## [TASK PROMPT]
For each line below that contains the string "React", copy that line.
-------- STORED DATA
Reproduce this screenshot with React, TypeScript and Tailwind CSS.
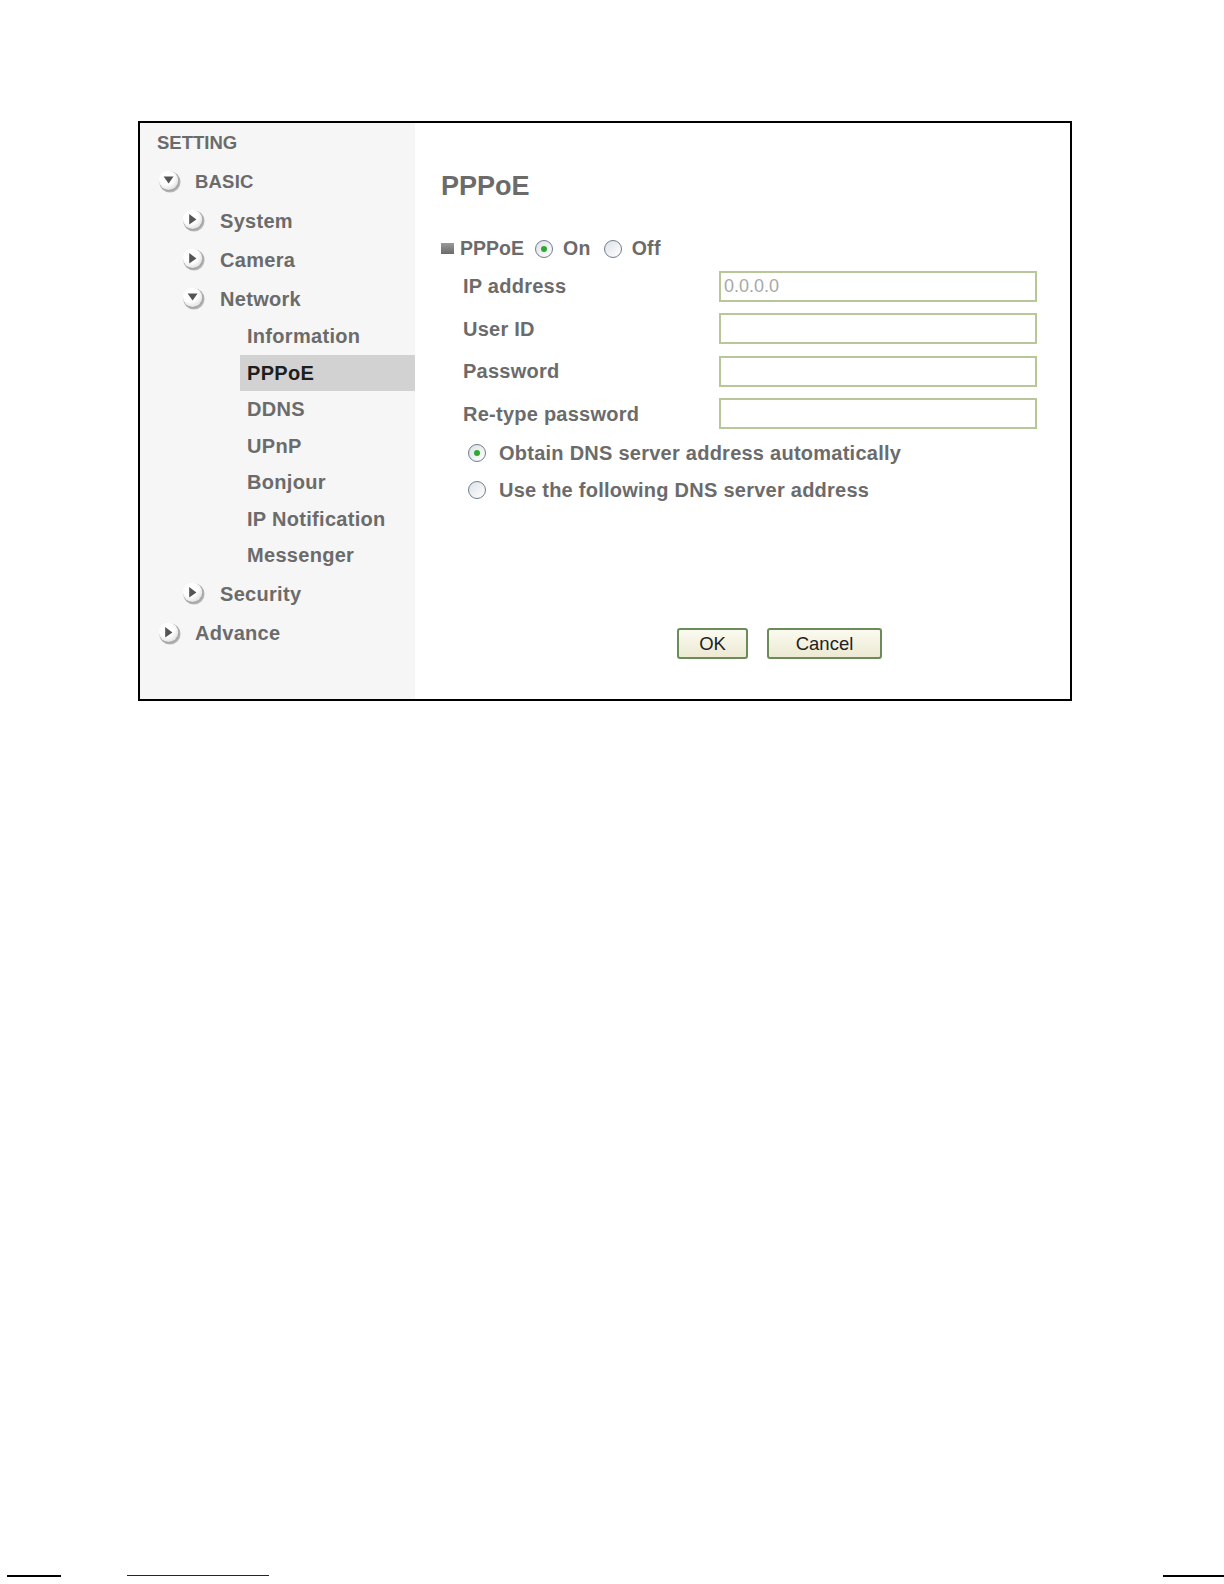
import React from "react";

const font = { fontFamily: '"Liberation Sans", Arial, Helvetica, sans-serif' };

function MenuIcon({ down }: { down?: boolean }) {
  const id = down ? "gd" : "gr";
  return (
    <svg width="23" height="23" viewBox="0 0 23 23" className="shrink-0">
      <defs>
        <radialGradient id={id} cx="40%" cy="35%" r="70%">
          <stop offset="0.55" stopColor="#ffffff" />
          <stop offset="1" stopColor="#dedede" />
        </radialGradient>
        <radialGradient id={id + "s"} cx="45%" cy="45%" r="60%">
          <stop offset="0.6" stopColor="#8e8e8e" />
          <stop offset="1" stopColor="#c8c8c8" />
        </radialGradient>
      </defs>
      <circle cx="12" cy="12" r="10.6" fill={`url(#${id}s)`} />
      <circle cx="10.6" cy="10.4" r="9.6" fill={`url(#${id})`} />
      {down ? (
        <path d="M5.6 6.6 L15.6 6.6 L10.6 13.6 Z" fill="#555555" />
      ) : (
        <path d="M7.2 5 L14.4 10.4 L7.2 15.6 Z" fill="#555555" />
      )}
    </svg>
  );
}

function Radio({ checked }: { checked?: boolean }) {
  return (
    <span className="w-[18px] h-[18px] rounded-full border border-[#6f7d8c] bg-gradient-to-br from-[#dde2e7] to-white flex items-center justify-center shrink-0">
      {checked && <span className="w-[6px] h-[6px] rounded-full bg-[#2fa82f]" />}
    </span>
  );
}

const menuText = "text-[20px] font-bold text-[#6b6b6b] tracking-[0.3px]";
const labelText = "text-[20px] font-bold text-[#6b6b6b] tracking-[0.25px]";

export default function App() {
  const sub = ["Information", "PPPoE", "DDNS", "UPnP", "Bonjour", "IP Notification", "Messenger"];
  return (
    <div className="w-[1224px] h-[1584px] bg-white flex flex-col" style={font}>
      <div className="mt-[121px] ml-[138px] w-[934px] h-[580px] border-2 border-black flex">
        {/* Sidebar */}
        <div className="w-[275px] bg-[#f6f6f6] flex flex-col">
          <div className="h-[39px] flex items-center pl-[17px] text-[18.5px] font-bold text-[#6b6b6b]">
            SETTING
          </div>
          <div className="h-[39px] flex items-center pl-[18px] gap-[14px]">
            <MenuIcon down />
            <span className="text-[18.5px] font-bold text-[#6b6b6b] tracking-[0.2px]">BASIC</span>
          </div>
          {[
            ["System", false],
            ["Camera", false],
            ["Network", true],
          ].map(([t, d]) => (
            <div key={t as string} className="h-[39px] flex items-center pl-[42px] gap-[15px]">
              <MenuIcon down={d as boolean} />
              <span className={menuText}>{t as string}</span>
            </div>
          ))}
          {sub.map((t) => (
            <div key={t} className="h-[36.5px] flex pl-[100px]">
              <div
                className={
                  t === "PPPoE"
                    ? "flex-1 pl-[7px] bg-[#d2d2d2] flex items-center"
                    : "flex-1 pl-[7px] flex items-center"
                }
              >
                {t === "PPPoE" ? (
                  <span className="text-[20px] font-bold text-[#1e1e1e] tracking-[0.3px]">{t}</span>
                ) : (
                  <span className={menuText}>{t}</span>
                )}
              </div>
            </div>
          ))}
          <div className="h-[40px] flex items-center pl-[42px] gap-[15px]">
            <MenuIcon />
            <span className={menuText}>Security</span>
          </div>
          <div className="h-[39.5px] flex items-center pl-[18px] gap-[14px]">
            <MenuIcon />
            <span className={menuText}>Advance</span>
          </div>
        </div>

        {/* Content */}
        <div className="flex-1 bg-white flex flex-col pl-[26px] pt-[47px]">
          <div className="h-[32px] flex items-center text-[27px] font-bold text-[#6b6b6b]">PPPoE</div>
          <div className="mt-[30px] h-[33px] flex items-center">
            <span className="w-[13px] h-[11px] bg-gradient-to-b from-[#9a9a9a] to-[#6a6a6a] mr-[6px]" />
            <span className="text-[19.5px] font-bold text-[#6b6b6b] mr-[11px]">PPPoE</span>
            <Radio checked />
            <span className="text-[19.5px] font-bold text-[#6b6b6b] ml-[10px] mr-[13px] tracking-[0.3px]">On</span>
            <Radio />
            <span className="text-[19.5px] font-bold text-[#6b6b6b] ml-[10px] tracking-[0.3px]">Off</span>
          </div>
          {[
            ["IP address", "0.0.0.0"],
            ["User ID", ""],
            ["Password", ""],
            ["Re-type password", ""],
          ].map(([l, v]) => (
            <div key={l} className="h-[42.5px] flex items-center pl-[22px]">
              <span className={"w-[256px] " + labelText}>{l}</span>
              <div className="w-[318px] h-[31px] border-2 border-[#b8c79a] bg-white flex items-center px-[3px] text-[18px] text-[#a8a8a8]">
                {v}
              </div>
            </div>
          ))}
          <div className="h-[36.5px] flex items-center pl-[27px] gap-[13px]">
            <Radio checked />
            <span className={labelText}>Obtain DNS server address automatically</span>
          </div>
          <div className="h-[36.5px] flex items-center pl-[27px] gap-[13px]">
            <Radio />
            <span className={labelText + " tracking-[0.4px]"}>Use the following DNS server address</span>
          </div>
          <div className="mt-[120px] flex pl-[236px] gap-[19px]">
            <button className="w-[71px] h-[31px] border-2 border-[#6b8c5a] rounded-[3px] bg-gradient-to-b from-[#fbfaf0] to-[#ecead3] text-[18.5px] text-[#222]">
              OK
            </button>
            <button className="w-[115px] h-[31px] border-2 border-[#6b8c5a] rounded-[3px] bg-gradient-to-b from-[#fbfaf0] to-[#ecead3] text-[18.5px] text-[#222]">
              Cancel
            </button>
          </div>
        </div>
      </div>

      <div className="mt-auto mb-[7px] flex items-end">
        <div className="ml-[7px] w-[54px] h-[2px] bg-black" />
        <div className="ml-[66px] w-[142px] h-[1px] bg-[#1a1a7a] mb-[1px]" />
        <div className="ml-auto w-[61px] h-[2px] bg-black" />
      </div>
    </div>
  );
}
----------------
## [TASK SOLUTION]
Reproduce this screenshot with React, TypeScript and Tailwind CSS.
import React from "react";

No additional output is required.